Table 5: Results on the code defect detection tasks.

| Methods      | Acc-paper | Acc-3090     | Acc-P40-1   | Acc-P40-2    |
|--------------|-----------|--------------|-------------|--------------|
| RoBERTa      | 61.05     | 54.06        | 54.06       | 54.06        |
| CodeBERT     | 62.08     | 63.91        | 63.54       | 63.54        |
| PLBART       | 63.18     | 63.40        |             | 64.06        |
| CodeT5-small | 63.40     | 63.69^2^     | **64.42**   | **64.42^2^** |
| CodeT5-base0 | **65.78** |              |             | 63.87        |
| CodeT5-base  | **65.78** | **64.39^2^** | 62.92       | 62.92^2^     |


**Notes:**
1.CodeT5-base0 means conducting experiments by using the default run_gen.py, other results are obtained by using the run_defect.py.
2.Boldface value shows the best result.
3.^2^ means the specific experiment conducted ≥ 2 times with same parameter settings (**Default: epoch10+patience2, Valid Best: Epoch-5**) on the same machine and have the same experimental results.
4.The experimental results of CodeT5-small on 3090 is **63.47** and **63.87** for **epoch15+patience5 (Valid Best: Epoch-5)** and **epoch30+patience10 (Valid Best: Epoch-5)**, respectively.
5.The experimental results of CodeT5-base on 3090 is **64.39** and **63.40^2^** for **epoch15+patience5 (Valid Best: Epoch-3)** and **epoch30+patience10 (Valid Best: Epoch-2)**, respectively.

#### 实验结果分析

**Findings:**
1. The experimental results on different machines differ, and fixed for specific CPUs.

2. Compared to 3090, experiments with regard to CodeT5 conducted on P40s yield contrary results.

3. Replication results of RoBERTa are the same for different GPUs, and are significantly smaller than the Acc score reported in the original paper.
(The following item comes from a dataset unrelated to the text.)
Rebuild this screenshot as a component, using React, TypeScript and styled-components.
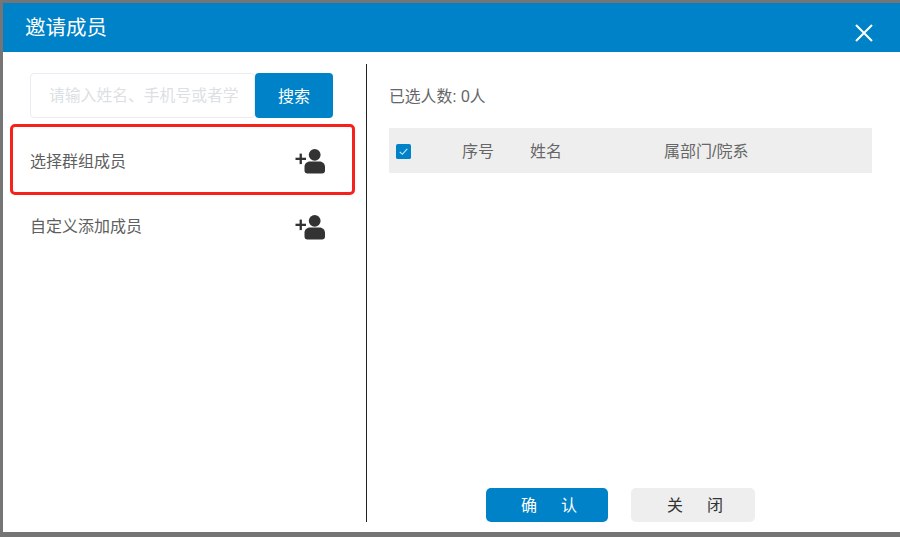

Actually, experimental results of all baselines presented in the paper are the same as those reported in the PLBART paper, which means they may not replicate these baselines and simply copy and paste the results from PLBART.

4. The actual performance of PLBART is comparable to CodeT5, rather than the wide gap between them reported in the paper.

5. More experiments using different datasets and machines need to be conducted to further validate the real performance of these pre-trained models, besides, all models need to be evaluated on more evaluation metrics.